··· Material supplied
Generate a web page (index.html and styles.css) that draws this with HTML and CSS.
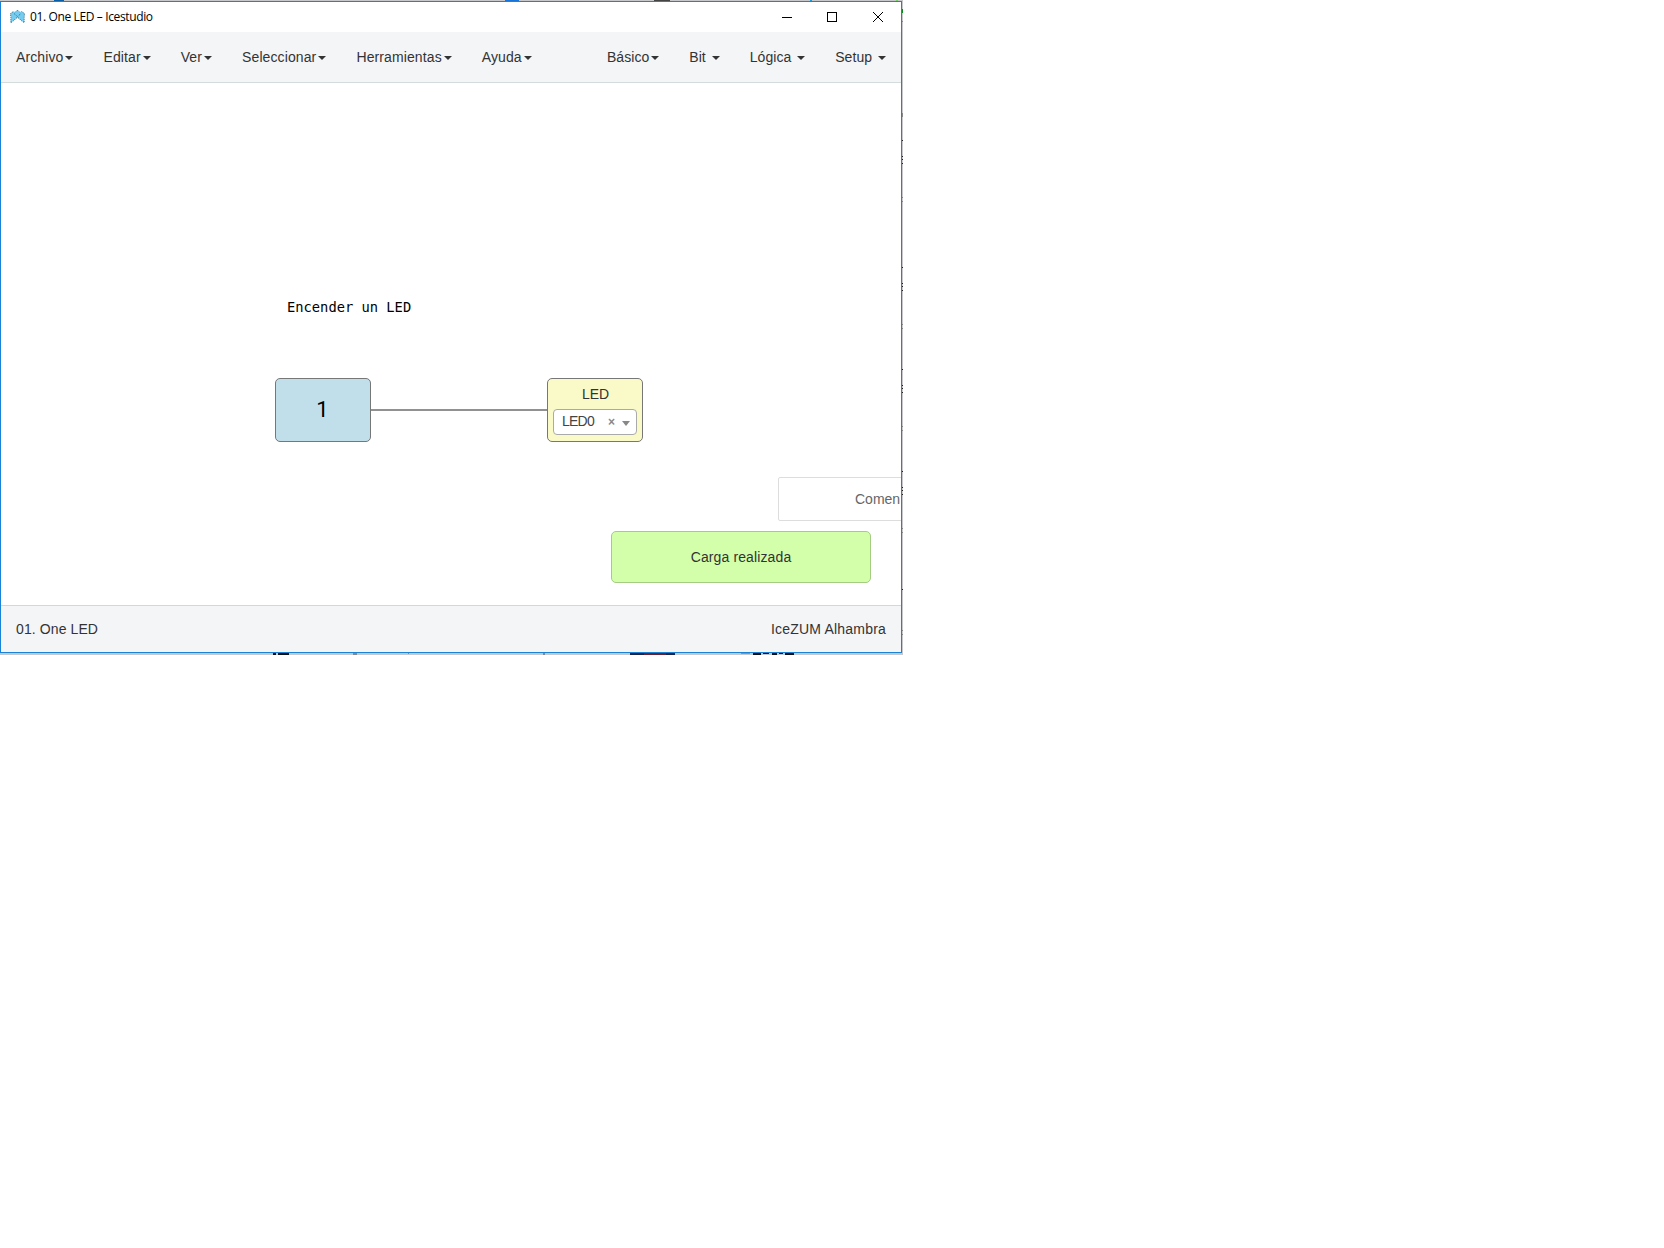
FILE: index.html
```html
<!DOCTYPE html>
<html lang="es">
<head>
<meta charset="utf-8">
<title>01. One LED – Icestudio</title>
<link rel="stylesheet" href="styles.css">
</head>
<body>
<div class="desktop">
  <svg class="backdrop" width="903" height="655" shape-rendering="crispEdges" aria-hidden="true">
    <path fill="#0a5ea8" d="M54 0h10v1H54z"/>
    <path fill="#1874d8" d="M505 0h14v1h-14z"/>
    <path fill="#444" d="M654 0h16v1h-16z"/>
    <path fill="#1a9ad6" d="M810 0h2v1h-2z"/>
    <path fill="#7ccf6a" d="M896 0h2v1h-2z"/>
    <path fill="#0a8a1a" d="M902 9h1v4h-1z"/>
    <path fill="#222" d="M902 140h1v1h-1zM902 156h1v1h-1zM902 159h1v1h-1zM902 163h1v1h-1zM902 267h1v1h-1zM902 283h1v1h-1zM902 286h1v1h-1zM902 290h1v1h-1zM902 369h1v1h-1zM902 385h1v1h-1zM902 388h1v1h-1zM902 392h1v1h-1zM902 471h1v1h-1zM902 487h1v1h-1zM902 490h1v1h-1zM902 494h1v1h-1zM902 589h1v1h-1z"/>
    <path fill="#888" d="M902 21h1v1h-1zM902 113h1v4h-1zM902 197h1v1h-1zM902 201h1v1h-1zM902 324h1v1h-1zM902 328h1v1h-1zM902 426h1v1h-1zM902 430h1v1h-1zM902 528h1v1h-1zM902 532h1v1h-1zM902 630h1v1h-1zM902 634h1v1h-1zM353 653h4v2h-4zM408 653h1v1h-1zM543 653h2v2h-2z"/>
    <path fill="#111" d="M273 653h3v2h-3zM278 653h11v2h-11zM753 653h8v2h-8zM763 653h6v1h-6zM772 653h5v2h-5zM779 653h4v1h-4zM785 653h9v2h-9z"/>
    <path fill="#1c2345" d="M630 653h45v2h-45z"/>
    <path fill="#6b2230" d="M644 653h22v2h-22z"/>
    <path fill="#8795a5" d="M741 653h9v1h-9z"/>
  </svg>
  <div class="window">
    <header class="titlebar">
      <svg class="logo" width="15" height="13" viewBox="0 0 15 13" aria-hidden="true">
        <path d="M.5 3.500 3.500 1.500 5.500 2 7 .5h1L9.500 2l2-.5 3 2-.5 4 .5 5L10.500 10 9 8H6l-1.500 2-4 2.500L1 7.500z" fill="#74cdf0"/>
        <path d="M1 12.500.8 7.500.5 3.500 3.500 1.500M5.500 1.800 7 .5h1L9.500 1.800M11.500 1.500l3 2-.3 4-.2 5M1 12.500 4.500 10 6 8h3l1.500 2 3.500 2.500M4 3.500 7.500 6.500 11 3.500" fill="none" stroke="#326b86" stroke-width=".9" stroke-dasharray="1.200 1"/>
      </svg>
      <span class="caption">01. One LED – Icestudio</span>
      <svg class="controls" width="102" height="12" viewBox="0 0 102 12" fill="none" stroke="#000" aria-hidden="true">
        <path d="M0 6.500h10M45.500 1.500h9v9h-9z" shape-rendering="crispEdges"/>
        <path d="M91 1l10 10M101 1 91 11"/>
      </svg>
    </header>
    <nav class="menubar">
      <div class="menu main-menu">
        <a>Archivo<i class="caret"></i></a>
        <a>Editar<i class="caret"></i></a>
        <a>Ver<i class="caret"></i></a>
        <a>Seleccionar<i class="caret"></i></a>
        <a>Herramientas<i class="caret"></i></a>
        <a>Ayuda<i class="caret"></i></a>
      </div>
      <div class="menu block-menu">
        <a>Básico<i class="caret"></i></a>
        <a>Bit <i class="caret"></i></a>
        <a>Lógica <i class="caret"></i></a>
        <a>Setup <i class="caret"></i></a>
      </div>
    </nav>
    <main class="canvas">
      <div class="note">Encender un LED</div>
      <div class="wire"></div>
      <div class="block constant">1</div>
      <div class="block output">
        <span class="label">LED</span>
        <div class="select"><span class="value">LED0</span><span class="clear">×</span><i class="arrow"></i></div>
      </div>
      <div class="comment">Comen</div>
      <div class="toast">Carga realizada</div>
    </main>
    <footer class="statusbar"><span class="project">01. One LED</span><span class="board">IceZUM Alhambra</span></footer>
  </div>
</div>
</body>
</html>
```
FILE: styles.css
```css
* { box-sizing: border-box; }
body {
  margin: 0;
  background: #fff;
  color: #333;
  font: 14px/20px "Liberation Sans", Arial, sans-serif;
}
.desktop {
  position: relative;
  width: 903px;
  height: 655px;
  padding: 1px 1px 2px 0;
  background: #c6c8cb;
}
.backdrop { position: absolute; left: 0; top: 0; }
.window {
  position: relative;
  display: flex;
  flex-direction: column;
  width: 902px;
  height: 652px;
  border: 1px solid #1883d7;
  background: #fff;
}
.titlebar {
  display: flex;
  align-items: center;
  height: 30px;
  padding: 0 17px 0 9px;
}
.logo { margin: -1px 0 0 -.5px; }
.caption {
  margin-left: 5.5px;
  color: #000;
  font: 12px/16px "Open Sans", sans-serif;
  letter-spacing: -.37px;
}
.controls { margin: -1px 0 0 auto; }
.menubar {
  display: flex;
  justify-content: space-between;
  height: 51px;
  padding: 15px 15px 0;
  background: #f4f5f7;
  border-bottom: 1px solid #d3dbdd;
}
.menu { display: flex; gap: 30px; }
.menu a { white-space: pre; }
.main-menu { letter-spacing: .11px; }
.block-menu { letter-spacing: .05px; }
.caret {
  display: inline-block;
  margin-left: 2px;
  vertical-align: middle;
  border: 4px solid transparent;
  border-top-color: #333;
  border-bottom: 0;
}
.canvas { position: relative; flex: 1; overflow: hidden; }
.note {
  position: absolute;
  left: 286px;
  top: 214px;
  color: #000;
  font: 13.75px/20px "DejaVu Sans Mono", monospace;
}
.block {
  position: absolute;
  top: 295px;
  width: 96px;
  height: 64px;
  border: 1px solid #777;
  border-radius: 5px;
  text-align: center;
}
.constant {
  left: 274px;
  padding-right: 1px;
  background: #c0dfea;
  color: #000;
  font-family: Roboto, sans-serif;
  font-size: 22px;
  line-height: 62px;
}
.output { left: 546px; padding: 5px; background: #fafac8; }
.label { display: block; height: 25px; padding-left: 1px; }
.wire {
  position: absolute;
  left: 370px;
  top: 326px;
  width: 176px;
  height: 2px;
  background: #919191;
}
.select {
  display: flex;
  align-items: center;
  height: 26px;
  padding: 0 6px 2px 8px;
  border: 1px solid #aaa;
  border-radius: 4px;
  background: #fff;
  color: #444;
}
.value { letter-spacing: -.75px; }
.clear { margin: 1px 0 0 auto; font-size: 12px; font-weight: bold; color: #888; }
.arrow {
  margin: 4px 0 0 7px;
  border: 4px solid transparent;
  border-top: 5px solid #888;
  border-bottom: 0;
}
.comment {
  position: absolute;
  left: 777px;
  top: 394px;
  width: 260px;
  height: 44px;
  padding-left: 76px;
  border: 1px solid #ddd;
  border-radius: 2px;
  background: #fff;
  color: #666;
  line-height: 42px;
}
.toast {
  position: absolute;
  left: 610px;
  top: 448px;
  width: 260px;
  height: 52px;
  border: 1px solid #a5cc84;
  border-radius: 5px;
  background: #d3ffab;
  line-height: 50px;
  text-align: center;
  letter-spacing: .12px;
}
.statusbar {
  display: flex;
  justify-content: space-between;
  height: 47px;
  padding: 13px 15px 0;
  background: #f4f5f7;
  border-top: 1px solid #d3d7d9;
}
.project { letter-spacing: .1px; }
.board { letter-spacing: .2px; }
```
······
··· Material supplied
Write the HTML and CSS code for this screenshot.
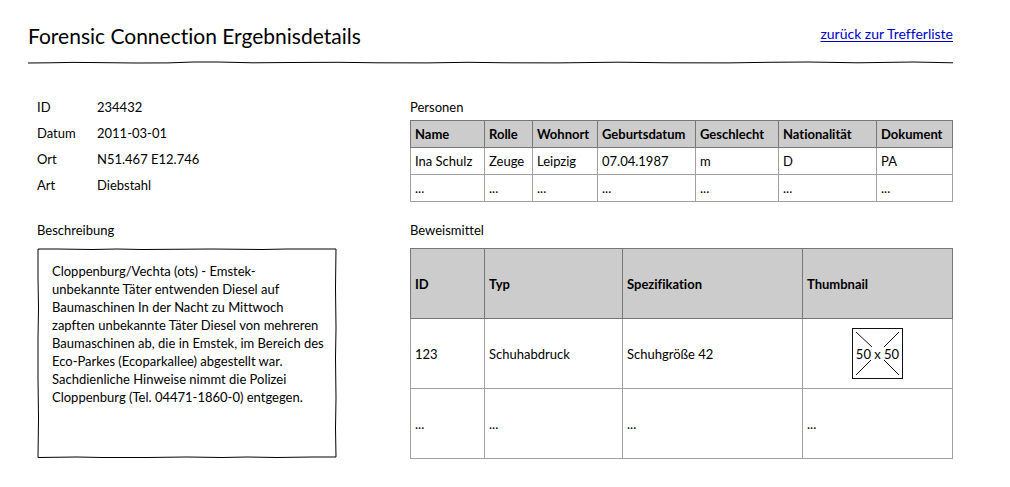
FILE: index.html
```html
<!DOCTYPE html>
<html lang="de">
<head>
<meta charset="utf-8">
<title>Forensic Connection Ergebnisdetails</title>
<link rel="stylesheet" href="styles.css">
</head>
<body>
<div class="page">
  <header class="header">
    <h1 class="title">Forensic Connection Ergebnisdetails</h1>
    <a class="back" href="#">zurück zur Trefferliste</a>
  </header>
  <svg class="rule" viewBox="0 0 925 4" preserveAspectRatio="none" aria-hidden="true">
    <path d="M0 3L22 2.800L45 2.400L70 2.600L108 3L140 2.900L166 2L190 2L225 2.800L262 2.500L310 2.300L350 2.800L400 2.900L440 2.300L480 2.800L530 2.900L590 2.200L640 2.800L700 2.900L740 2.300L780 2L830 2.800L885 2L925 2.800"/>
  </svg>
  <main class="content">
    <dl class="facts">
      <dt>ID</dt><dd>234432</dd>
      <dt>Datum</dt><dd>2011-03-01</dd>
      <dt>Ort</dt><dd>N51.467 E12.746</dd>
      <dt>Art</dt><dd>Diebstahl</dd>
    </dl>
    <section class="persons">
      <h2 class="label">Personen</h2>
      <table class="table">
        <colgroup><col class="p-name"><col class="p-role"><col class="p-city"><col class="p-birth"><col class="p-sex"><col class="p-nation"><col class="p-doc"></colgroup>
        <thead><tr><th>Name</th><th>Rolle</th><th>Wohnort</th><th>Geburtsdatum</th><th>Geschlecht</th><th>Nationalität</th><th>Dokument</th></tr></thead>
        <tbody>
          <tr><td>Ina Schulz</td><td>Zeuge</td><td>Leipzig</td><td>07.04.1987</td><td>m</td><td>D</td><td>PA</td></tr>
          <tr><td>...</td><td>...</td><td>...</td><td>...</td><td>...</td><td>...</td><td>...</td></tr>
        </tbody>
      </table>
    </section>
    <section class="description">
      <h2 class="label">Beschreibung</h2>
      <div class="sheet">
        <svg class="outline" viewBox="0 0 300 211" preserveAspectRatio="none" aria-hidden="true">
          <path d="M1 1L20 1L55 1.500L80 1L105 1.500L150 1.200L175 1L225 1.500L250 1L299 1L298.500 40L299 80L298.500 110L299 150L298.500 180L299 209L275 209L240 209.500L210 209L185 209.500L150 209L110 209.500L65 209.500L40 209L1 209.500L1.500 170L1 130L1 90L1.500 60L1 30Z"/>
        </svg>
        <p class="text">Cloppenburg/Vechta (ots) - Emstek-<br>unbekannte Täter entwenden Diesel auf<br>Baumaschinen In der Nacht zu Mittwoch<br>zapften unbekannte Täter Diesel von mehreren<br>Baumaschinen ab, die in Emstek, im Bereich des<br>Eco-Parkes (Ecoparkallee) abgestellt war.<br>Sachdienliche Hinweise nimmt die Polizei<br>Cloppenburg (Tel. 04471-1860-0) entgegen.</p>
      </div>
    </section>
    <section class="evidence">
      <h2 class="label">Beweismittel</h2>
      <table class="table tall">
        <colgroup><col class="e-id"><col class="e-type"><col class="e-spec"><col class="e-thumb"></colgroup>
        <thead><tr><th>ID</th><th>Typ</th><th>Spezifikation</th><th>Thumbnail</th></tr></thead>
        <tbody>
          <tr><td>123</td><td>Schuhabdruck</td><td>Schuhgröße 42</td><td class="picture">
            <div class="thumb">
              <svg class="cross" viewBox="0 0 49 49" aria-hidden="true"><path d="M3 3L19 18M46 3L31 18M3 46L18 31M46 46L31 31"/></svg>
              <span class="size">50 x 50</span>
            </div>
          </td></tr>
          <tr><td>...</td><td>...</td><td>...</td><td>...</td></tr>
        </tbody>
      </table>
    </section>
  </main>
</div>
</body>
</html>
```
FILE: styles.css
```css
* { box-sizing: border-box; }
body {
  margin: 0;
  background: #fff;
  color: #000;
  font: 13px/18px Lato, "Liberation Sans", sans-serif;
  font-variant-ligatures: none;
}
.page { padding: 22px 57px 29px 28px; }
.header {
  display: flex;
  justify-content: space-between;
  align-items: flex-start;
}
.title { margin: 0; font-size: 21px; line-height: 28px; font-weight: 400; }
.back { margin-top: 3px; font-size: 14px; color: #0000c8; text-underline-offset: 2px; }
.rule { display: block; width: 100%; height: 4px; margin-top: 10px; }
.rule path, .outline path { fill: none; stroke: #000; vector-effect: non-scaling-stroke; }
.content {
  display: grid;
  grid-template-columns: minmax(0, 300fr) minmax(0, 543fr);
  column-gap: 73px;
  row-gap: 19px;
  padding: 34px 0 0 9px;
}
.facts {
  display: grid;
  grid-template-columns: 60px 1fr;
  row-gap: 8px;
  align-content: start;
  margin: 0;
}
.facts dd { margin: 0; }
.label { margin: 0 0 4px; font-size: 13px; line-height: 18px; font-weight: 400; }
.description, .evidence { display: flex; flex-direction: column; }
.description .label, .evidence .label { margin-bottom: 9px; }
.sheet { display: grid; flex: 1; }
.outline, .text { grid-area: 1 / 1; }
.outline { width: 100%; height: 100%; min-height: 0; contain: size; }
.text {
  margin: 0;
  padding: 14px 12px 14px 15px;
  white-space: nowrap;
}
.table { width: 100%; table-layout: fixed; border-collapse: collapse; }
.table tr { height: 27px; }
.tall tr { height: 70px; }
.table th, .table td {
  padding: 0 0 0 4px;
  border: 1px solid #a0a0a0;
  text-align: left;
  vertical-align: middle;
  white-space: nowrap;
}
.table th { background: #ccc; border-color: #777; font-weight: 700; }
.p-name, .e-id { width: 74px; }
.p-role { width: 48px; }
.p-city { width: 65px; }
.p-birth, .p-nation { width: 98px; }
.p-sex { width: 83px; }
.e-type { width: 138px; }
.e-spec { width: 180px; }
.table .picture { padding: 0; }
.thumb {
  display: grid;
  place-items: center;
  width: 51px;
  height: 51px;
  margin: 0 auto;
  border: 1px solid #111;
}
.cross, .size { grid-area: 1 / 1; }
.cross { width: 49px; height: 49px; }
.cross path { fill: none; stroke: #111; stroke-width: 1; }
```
······
Objective:
Scan the material line by line and report each one that contains "this".

Correct response:
Generate a web page (index.html and styles.css) that draws this with HTML and CSS.
Write the HTML and CSS code for this screenshot.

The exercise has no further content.